Klaus Peter / 03.06.2019

Schade eigentlich! Stegner, Chebli und Kevin wären meine Favoriten gewesen ;-)

Alexander Seiffert / 03.06.2019

(1/2) Das einzige was die SPD noch retten kann: Fundamentalopposition zu den Grünen. Was wir derzeit erleben ist ganz einfache Polit-Karrierestrategie: Das SPD-Spitzenpersonal (Schulz, Scholz, Weil, ...) hält bei der Frage um Nahles Erbe die Füße still, weil sie zu weit vorn sind, um bei der schlechten Aussicht auf Erfolg sich die Blöße zu geben. Das ist aktuell nach Nahles Rücktritt so, war aber auch schon in den Tagen davor der Fall, als Nahles keinen Gegenkandidaten für ihr Amt fand. Deshalb besteht die Troika auch gänzlich aus 2. Reihe. Solchen, deren Karriere ihre Zeit zu einem Zeitpunkt gekommen sah, der jetzt immer mehr in den Schatten der totalen Abwahl droht zu wandern. Kurz: Sie haben nichts zu verlieren. Können nur gewinnen. Dieses Verhalten löst natürlich keines der SPD-Kernprobleme. Im Gegenteil, diese komplette Gleichgültigkeit gegenüber dem Erbe einer 156-jährigen Institution, dürfte man als eines der vielen Symptome jener Krankheit bezeichnen, welche die SPD befallen hat. Die gesamte Partei, vom Vorsitz bis zum Kreisverband hat ihre Vitalität verloren. Davon zeugt: In Angesicht dessen, dass nach der besagten 2. Reihe niemand mehr kommt, der sich wird irgendwo profilieren können, wird das Kernproblem immer noch nicht thematisiert. Dabei würde ein einfacher Blick auf die Prozentgewinne und -Verluste ausreichen: Die Grünen. Sie sind der SPD nicht einfach ein Stachel im Bein, oder Blutsauger. Nein die passendste Analogie aus der Natur, ist die der Larve welche die gallische Feldwespe befällt, sich langsam von ihrem Blut ernährt und irgendwann beginnt das Verhalten der Wespe zu ihrem Willen zu unterwerfen, bis diese schließlich stirbt. Diese Analogie fußt auf Folgendem:

Kurt Schröder / 03.06.2019

“Mit der Troika in die große Stadt, die so viele Häuser hat ...” Wenn die SPD so weiterregiert fahren wir alle bald nur noch mit der Rikscha in die Stadt, Kalkutta lässt grüßen…

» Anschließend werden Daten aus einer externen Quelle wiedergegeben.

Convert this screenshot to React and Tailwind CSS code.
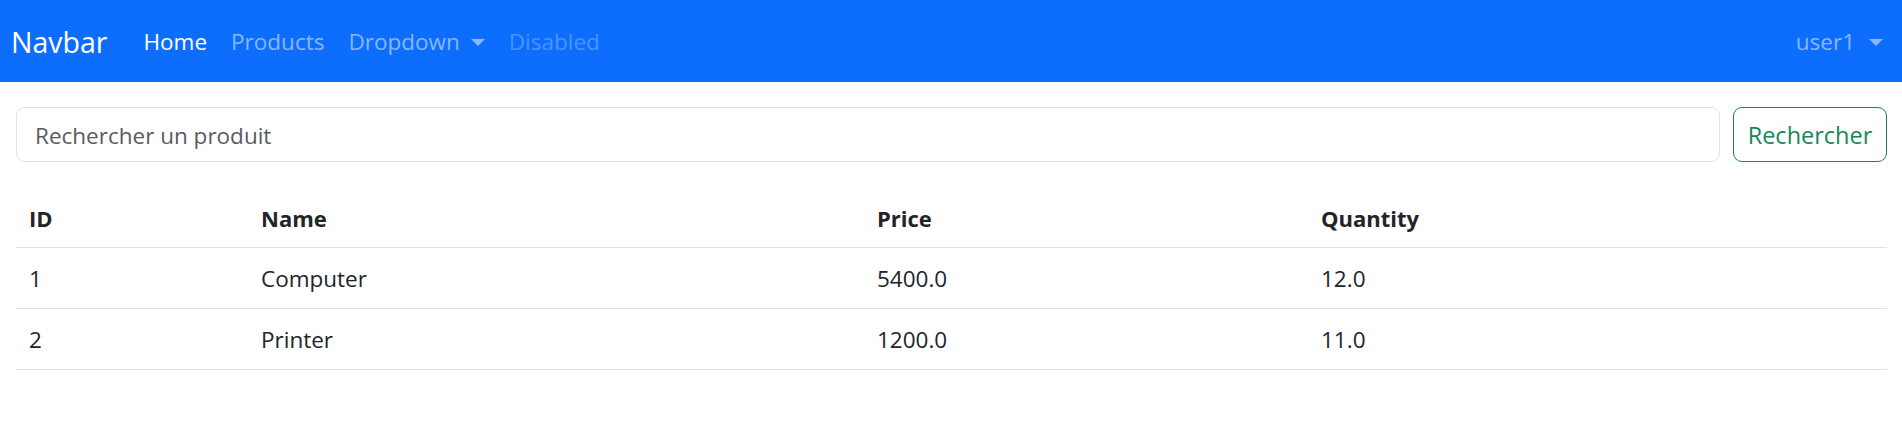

Frank Volkmar / 03.06.2019

Es traut sich eben keiner auf der Brücke der Titanic das Ruder zu übernehmen. Bei drei Kapitänen kann man sich immer irgendwie herausreden. Logisch, wenn man unter der Führung von Merkel nicht mehr navigiert, sondern nur noch auf Sicht fahren darf.

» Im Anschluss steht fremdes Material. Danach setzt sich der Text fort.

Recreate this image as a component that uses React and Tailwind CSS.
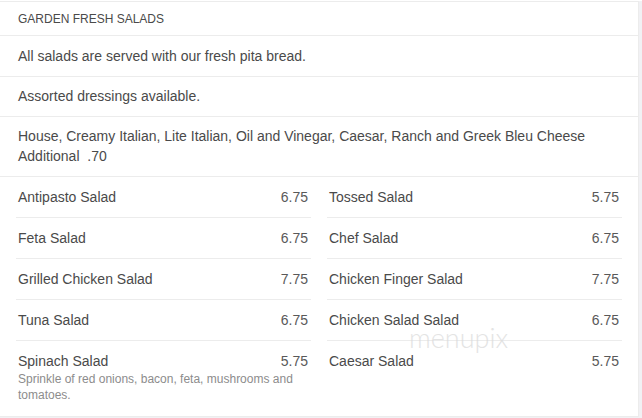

Christian Noha / 03.06.2019

Solange man planlos Köpfe an der Spitze austauscht, anstatt der politischen Inhalte, geht alles weiter den Bach runter. Mein Tipp, mehr Gerhard wagen. Also Steuern runter für Arbeitnehmer und Paragraph 16a Grundgesetz wieder ernstnehmen. Die Ausplünderung von 45 Millionen wählenden Arbeitnehmern muss enden, sonst verendet die einstige Arbeiterpartei Es-Pe-De. Soli weg, Arveitnehmer-Pauschbetrag hoch, Grunderwerbsteuer für Erst-Eigennutzer weg, Abschieben und nicht Nicht-Anerkennen von Asylanten, die über einen sicheren Drittstaat kommen. Entweder schwenkt hier die SPD um, oder sie fällt um. Das kotzt so viele Leute an, dass der halbe Osten schon blau ist. Das Wahlprogramm der Afd jedenfalls beinhaltet Teile von obigem, daher bekommt sie wesentlich eher mein Kreuz bei der baldigen Wahl als die „Politikwissenschaftler“ der ewigen Merkelrettungspartei Spd.

Belo Zibé / 03.06.2019

Ein Revival des Medium Terzetts: Ein Loch ist im Eimer, Karl Otto,Karl Otto, ein Loch ist im Eimer, Karl Otto, ein Loch!  

Bernd Fischer / 03.06.2019

Also bei “Rudis-Resterampe” hätte man bessere Kandidaten finden können. Trio Infernal, ein wahrhaftiger sozialistischer flotter “Dreier”.